According to The Tennessean, the performance rights organizations vowed swift action: BMI plans to sue while ASCAP announced it will work on new legislation in Congress.
Under 100 percent licensing, or "full-work licensing" as the DOJ calls it, ASCAP and BMI must convey to their licensees — radio and television stations, bars, digital music services and others — the ability to publicly perform all songs in their repertoires without the risk of copyright infringement. Full-work licensing applies even if ASCAP or BMI only represent a small fraction of a song's copyright.
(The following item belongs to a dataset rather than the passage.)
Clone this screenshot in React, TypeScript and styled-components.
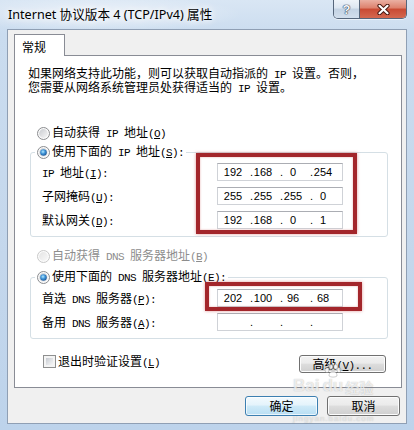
import React, { useId } from "react";
import styled, { createGlobalStyle } from "styled-components";

const GlobalStyle = createGlobalStyle`
  html, body { margin: 0; padding: 0; }
  body { background: #c6d9ee; width: 414px; height: 430px; overflow: hidden; }
  *, *::before, *::after { box-sizing: border-box; }
`;

const CJK_STACK = `"Noto Sans CJK SC", "Noto Sans", sans-serif`;

/* ---------- window frame ---------- */

const Window = styled.div`
  position: relative;
  width: 414px;
  height: 430px;
  display: flex;
  flex-direction: column;
  overflow: hidden;
  background:
    radial-gradient(ellipse 190px 24px at 100px 14px, rgba(255, 255, 255, 0.6), rgba(255, 255, 255, 0) 75%),
    linear-gradient(180deg, #d9e6f4 0%, #cadcef 8%, #c4d7ec 60%, #bdd3eb 100%);
  font-family: ${CJK_STACK};
  font-size: 12px;
  color: #000;
`;

const TitleBar = styled.div`
  height: 29px;
  flex: none;
  display: flex;
  align-items: flex-start;
  padding-left: 8px;
`;

const Title = styled.div`
  margin-top: 7px;
  font-family: "Noto Sans", "Noto Sans CJK SC", sans-serif;
  font-size: 12.6px;
  line-height: 16px;
  height: 16px;
  color: #000;
  white-space: nowrap;
  text-shadow: 0 0 6px #fff, 0 0 10px #fff;
`;

const CaptionButtons = styled.div`
  margin: 0 7px 0 auto;
  display: flex;
  height: 19px;
  border: 1px solid #56667b;
  border-top: none;
  border-radius: 0 0 5px 5px;
  overflow: hidden;
  box-shadow: 0 1px 0 rgba(255, 255, 255, 0.55);
`;

const HelpButton = styled.div`
  width: 26px;
  border-right: 1px solid #56667b;
  background: linear-gradient(180deg, #eef3f9 0%, #dce6f1 45%, #c3d2e3 50%, #d2dfed 100%);
  display: flex;
  align-items: center;
  justify-content: center;
  font-family: "Liberation Sans", Arial, sans-serif;
  font-weight: bold;
  font-size: 13px;
  line-height: 13px;
  color: #f4f7fb;
  text-shadow: 0 0 1px #2d3b4e, 0 0 1px #2d3b4e, 0 0 1px #2d3b4e;
`;

const CloseButton = styled.div`
  width: 46px;
  background: linear-gradient(180deg, #eab0a3 0%, #dd806c 45%, #c94a33 50%, #d4684f 100%);
  display: flex;
  align-items: center;
  justify-content: center;
`;

/* ---------- dialog body ---------- */

const Client = styled.div`
  margin: 0 7px;
  height: 395px;
  flex: none;
  border: 1px solid #8f9fb4;
  background: #f0f0f0;
  padding: 4px 4px 0 6px;
  display: flex;
  flex-direction: column;
`;

const TabStrip = styled.div`
  display: flex;
  height: 21px;
  flex: none;
  position: relative;
  z-index: 1;
`;

const Tab = styled.div`
  width: 51px;
  height: 22px;
  background: #fff;
  border: 1px solid #898c95;
  border-bottom: none;
  padding: 4px 0 0 7px;
  line-height: 16px;
`;

const Panel = styled.div`
  height: 333px;
  flex: none;
  background: #fff;
  border: 1px solid #898c95;
  padding: 10px 13px 0 13px;
  display: flex;
  flex-direction: column;
`;

const Intro = styled.div`
  height: 28px;
  flex: none;
  display: flex;
  flex-direction: column;
`;

const IntroLine = styled.div`
  height: 14px;
  line-height: 14px;
  white-space: nowrap;
`;

const Option = styled.div<{ $top?: number; $left?: number; $disabled?: boolean }>`
  display: flex;
  flex: none;
  align-items: center;
  gap: 2px;
  height: 16px;
  line-height: 16px;
  white-space: nowrap;
  margin-top: ${(p) => p.$top ?? 0}px;
  margin-left: ${(p) => p.$left ?? 0}px;
  color: ${(p) => (p.$disabled ? "#8d8d8d" : "#000")};
`;

const Group = styled.div<{ $top: number }>`
  margin: ${(p) => p.$top}px 0 0 2px;
  flex: none;
  border: 1px solid #d5dfe5;
  border-radius: 3px;
  padding: 0 44px 7px 11px;
  display: flex;
  flex-direction: column;
`;

const Legend = styled(Option)`
  align-self: flex-start;
  margin: -9px 0 0 -7px;
  padding: 0 2px 0 2px;
  background: #fff;
`;

const FieldGrid = styled.div<{ $top: number }>`
  margin-top: ${(p) => p.$top}px;
  display: grid;
  grid-template-columns: 1fr 126px;
  grid-auto-rows: 18px;
  row-gap: 6px;
  align-items: center;
`;

const FieldLabel = styled.div`
  height: 16px;
  line-height: 16px;
  white-space: nowrap;
`;

const IpBox = styled.div`
  height: 18px;
  border: 1px solid #cfd2d7;
  border-top-color: #abadb3;
  background: #fff;
  display: flex;
  align-items: center;
  padding-left: 5px;
  font-family: "Liberation Sans", Arial, sans-serif;
  font-size: 11px;
  line-height: 14px;
  color: #000;
`;

const Octet = styled.span`
  width: 20px;
  text-align: center;
`;

const Dot = styled.span`
  width: 10px;
  text-align: right;
`;

const BottomRow = styled.div`
  margin-top: 16px;
  flex: none;
  display: flex;
  align-items: flex-start;
  justify-content: space-between;
  padding: 0 2px 0 15px;
`;

const CheckOption = styled.div`
  display: flex;
  align-items: center;
  gap: 2px;
  height: 13px;
  line-height: 16px;
  white-space: nowrap;
`;

const CheckBox = styled.span`
  flex: none;
  width: 13px;
  height: 13px;
  border: 1px solid #8e8f8f;
  background: #f4f4f4;
  padding: 2px;
  &::before {
    content: "";
    display: block;
    width: 7px;
    height: 7px;
    background: linear-gradient(135deg, #c6cad0 0%, #e4e6e9 60%, #f6f6f6 100%);
  }
`;

const PushButton = styled.button<{ $w: number; $h: number; $primary?: boolean }>`
  width: ${(p) => p.$w}px;
  height: ${(p) => p.$h}px;
  padding: 0;
  border: 1px solid ${(p) => (p.$primary ? "#3c7fb1" : "#707070")};
  border-radius: 3px;
  background: ${(p) =>
    p.$primary
      ? "linear-gradient(180deg, #f3fafe 0%, #e4f3fb 45%, #cfeaf8 50%, #b8def3 100%)"
      : "linear-gradient(180deg, #f2f2f2 0%, #ebebeb 45%, #dddddd 50%, #cfcfcf 100%)"};
  box-shadow: inset 0 0 0 1px ${(p) => (p.$primary ? "rgba(255, 255, 255, 0.7)" : "#fcfcfc")};
  font-family: ${CJK_STACK};
  font-size: 12px;
  line-height: 16px;
  color: #000;
  white-space: nowrap;
`;

const Footer = styled.div`
  margin-top: 8px;
  flex: none;
  display: flex;
  justify-content: flex-end;
  gap: 9px;
  padding-right: 2px;
`;

/* ---------- text helpers ---------- */

const Lat = styled.span`
  font-family: "Liberation Mono", "DejaVu Sans Mono", monospace;
  font-size: 11px;
  letter-spacing: -0.6px;
`;

const Hotkey = styled.u`
  text-underline-offset: 1px;
`;

const ASCII_RUN = /([\x20-\x7e]+)/;

function mixText(s: string) {
  return s
    .split(ASCII_RUN)
    .filter(Boolean)
    .map((part, i) =>
      /^[\x20-\x7e]+$/.test(part) ? <Lat key={i}>{part}</Lat> : <React.Fragment key={i}>{part}</React.Fragment>
    );
}

function Caption({ text, hotkey, tail = "" }: { text: string; hotkey: string; tail?: string }) {
  return (
    <span>
      {mixText(text)}
      <Lat>
        (<Hotkey>{hotkey}</Hotkey>){tail}
      </Lat>
    </span>
  );
}

/* ---------- drawn controls ---------- */

function RadioMark({ checked, disabled }: { checked?: boolean; disabled?: boolean }) {
  const id = useId().replace(/[^a-zA-Z0-9]/g, "");
  return (
    <svg width="13" height="13" viewBox="0 0 13 13" style={{ flex: "none" }}>
      <defs>
        <linearGradient id={`${id}ring`} x1="0" y1="0" x2="1" y2="1">
          <stop offset="0" stopColor={disabled ? "#e4e4e4" : "#c9ccd0"} />
          <stop offset="1" stopColor={disabled ? "#f8f8f8" : "#f7f7f7"} />
        </linearGradient>
        <radialGradient id={`${id}dot`} cx="0.42" cy="0.38" r="0.7">
          <stop offset="0" stopColor="#b4eaff" />
          <stop offset="0.45" stopColor="#3f94d8" />
          <stop offset="1" stopColor="#174c8b" />
        </radialGradient>
      </defs>
      <circle cx="6.5" cy="6.5" r="6" fill="#fbfbfb" stroke={disabled ? "#c8c8c8" : "#8a8c8f"} />
      <circle cx="6.5" cy="6.5" r="4.4" fill={`url(#${id}ring)`} />
      {checked && <circle cx="6.5" cy="6.5" r="3.3" fill={`url(#${id}dot)`} />}
    </svg>
  );
}

function CloseGlyph() {
  return (
    <svg width="13" height="11" viewBox="0 0 13 11">
      <path d="M2.5 1.8 L10.5 9.2 M10.5 1.8 L2.5 9.2" stroke="#4b1a12" strokeWidth="4.2" strokeLinecap="round" />
      <path d="M2.5 1.8 L10.5 9.2 M10.5 1.8 L2.5 9.2" stroke="#ffffff" strokeWidth="2.2" strokeLinecap="round" />
    </svg>
  );
}

function IpField({ value }: { value: string[] }) {
  return (
    <IpBox>
      {value.map((o, i) => (
        <React.Fragment key={i}>
          {i > 0 && <Dot>.</Dot>}
          <Octet>{o}</Octet>
        </React.Fragment>
      ))}
    </IpBox>
  );
}

/* ---------- overlays: hand-drawn highlight boxes and the site watermark ---------- */

const Marker = styled.div<{ $x: number; $y: number; $w: number; $h: number }>`
  position: absolute;
  left: ${(p) => p.$x}px;
  top: ${(p) => p.$y}px;
  width: ${(p) => p.$w}px;
  height: ${(p) => p.$h}px;
  border: 4px solid #a3262b;
  box-shadow: 0 0 3px rgba(200, 70, 70, 0.55), inset 0 0 2px rgba(200, 70, 70, 0.5);
  pointer-events: none;
`;

const Watermark = styled.div`
  position: absolute;
  left: 293px;
  top: 366px;
  width: 96px;
  display: flex;
  flex-direction: column;
  align-items: flex-start;
  pointer-events: none;
  color: rgba(255, 255, 255, 0.72);
  text-shadow: 0 0 1px rgba(110, 110, 110, 0.5);
`;

const MarkLine = styled.div`
  display: flex;
  align-items: flex-end;
  height: 28px;
`;

const MarkLatin = styled.span`
  font-family: "Liberation Sans", Arial, sans-serif;
  font-weight: bold;
  font-size: 17px;
  line-height: 16px;
`;

const MarkCjk = styled.span`
  font-family: ${CJK_STACK};
  font-weight: bold;
  font-size: 14px;
  line-height: 14px;
  margin-left: 2px;
`;

const PawWrap = styled.span`
  display: flex;
  flex-direction: column;
  align-items: center;
  margin-left: 3px;
`;

const MarkUrl = styled.span`
  margin-top: 21px;
  font-family: "Liberation Sans", Arial, sans-serif;
  font-size: 8px;
  line-height: 8px;
  letter-spacing: 1px;
  color: rgba(255, 255, 255, 0.6);
`;

function Paw() {
  return (
    <svg width="18" height="14" viewBox="0 0 18 14">
      <g fill="rgba(255,255,255,0.75)" stroke="rgba(120,120,120,0.45)" strokeWidth="0.8">
        <ellipse cx="3" cy="6" rx="2" ry="2.6" />
        <ellipse cx="7" cy="2.8" rx="2" ry="2.5" />
        <ellipse cx="11.5" cy="2.8" rx="2" ry="2.5" />
        <ellipse cx="15" cy="6" rx="2" ry="2.6" />
        <path d="M5 12 C5 8.5 7 7.5 9 7.5 C11 7.5 13 8.5 13 12 C11 13.5 7 13.5 5 12 Z" />
      </g>
    </svg>
  );
}

/* ---------- page ---------- */

export default function App() {
  return (
    <>
      <GlobalStyle />
      <Window>
        <TitleBar>
          <Title>Internet 协议版本 4 (TCP/IPv4) 属性</Title>
          <CaptionButtons>
            <HelpButton>?</HelpButton>
            <CloseButton>
              <CloseGlyph />
            </CloseButton>
          </CaptionButtons>
        </TitleBar>

        <Client>
          <TabStrip>
            <Tab>常规</Tab>
          </TabStrip>
          <Panel>
            <Intro>
              <IntroLine>{mixText("如果网络支持此功能，则可以获取自动指派的 IP 设置。否则，")}</IntroLine>
              <IntroLine>{mixText("您需要从网络系统管理员处获得适当的 IP 设置。")}</IntroLine>
            </Intro>

            <Option $top={31} $left={9}>
              <RadioMark />
              <Caption text="自动获得 IP 地址" hotkey="O" />
            </Option>

            <Group $top={11}>
              <Legend>
                <RadioMark checked />
                <Caption text="使用下面的 IP 地址" hotkey="S" tail=":" />
              </Legend>
              <FieldGrid $top={3}>
                <FieldLabel>
                  <Caption text="IP 地址" hotkey="I" tail=":" />
                </FieldLabel>
                <IpField value={["192", "168", "0", "254"]} />
                <FieldLabel>
                  <Caption text="子网掩码" hotkey="U" tail=":" />
                </FieldLabel>
                <IpField value={["255", "255", "255", "0"]} />
                <FieldLabel>
                  <Caption text="默认网关" hotkey="D" tail=":" />
                </FieldLabel>
                <IpField value={["192", "168", "0", "1"]} />
              </FieldGrid>
            </Group>

            <Option $top={11} $left={9} $disabled>
              <RadioMark disabled />
              <Caption text="自动获得 DNS 服务器地址" hotkey="B" />
            </Option>

            <Group $top={13}>
              <Legend>
                <RadioMark checked />
                <Caption text="使用下面的 DNS 服务器地址" hotkey="E" tail=":" />
              </Legend>
              <FieldGrid $top={4}>
                <FieldLabel>
                  <Caption text="首选 DNS 服务器" hotkey="P" tail=":" />
                </FieldLabel>
                <IpField value={["202", "100", "96", "68"]} />
                <FieldLabel>
                  <Caption text="备用 DNS 服务器" hotkey="A" tail=":" />
                </FieldLabel>
                <IpField value={["", "", "", ""]} />
              </FieldGrid>
            </Group>

            <BottomRow>
              <CheckOption>
                <CheckBox />
                <Caption text="退出时验证设置" hotkey="L" />
              </CheckOption>
              <PushButton $w={87} $h={18}>
                <Caption text="高级" hotkey="V" tail="..." />
              </PushButton>
            </BottomRow>
          </Panel>

          <Footer>
            <PushButton $w={73} $h={20} $primary>
              确定
            </PushButton>
            <PushButton $w={73} $h={20}>
              取消
            </PushButton>
          </Footer>
        </Client>

        <Marker $x={196} $y={153} $w={161} $h={81} />
        <Marker $x={205} $y={282} $w={157} $h={29} />

        <Watermark>
          <MarkLine>
            <MarkLatin>Bai</MarkLatin>
            <PawWrap>
              <Paw />
              <MarkLatin>du</MarkLatin>
            </PawWrap>
            <MarkCjk>经验</MarkCjk>
          </MarkLine>
          <MarkUrl>jingyan.baidu.com</MarkUrl>
        </Watermark>
      </Window>
    </>
  );
}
A single song often has multiple publishers and writers, who each own a portion of the copyright.
The performance rights organizations, which handle licensing for when songs are played on the radio, performed at a music venue or streamed by a digital service, preemptively criticized the DOJ last month.
They said full-work licensing would throw into chaos the common-place practice of co-writing a song. Critics say songwriters may not want to write with a fellow writer represented by a different performance rights organization as a result.
On the heels of the DOJ's announcement, ASCAP and BMI announced they would fight 100 percent licensing legislatively and through the courts. BMI plans to challenge the ruling in federal court, while ASCAP will take the lead on a legislative solution, the two groups announced.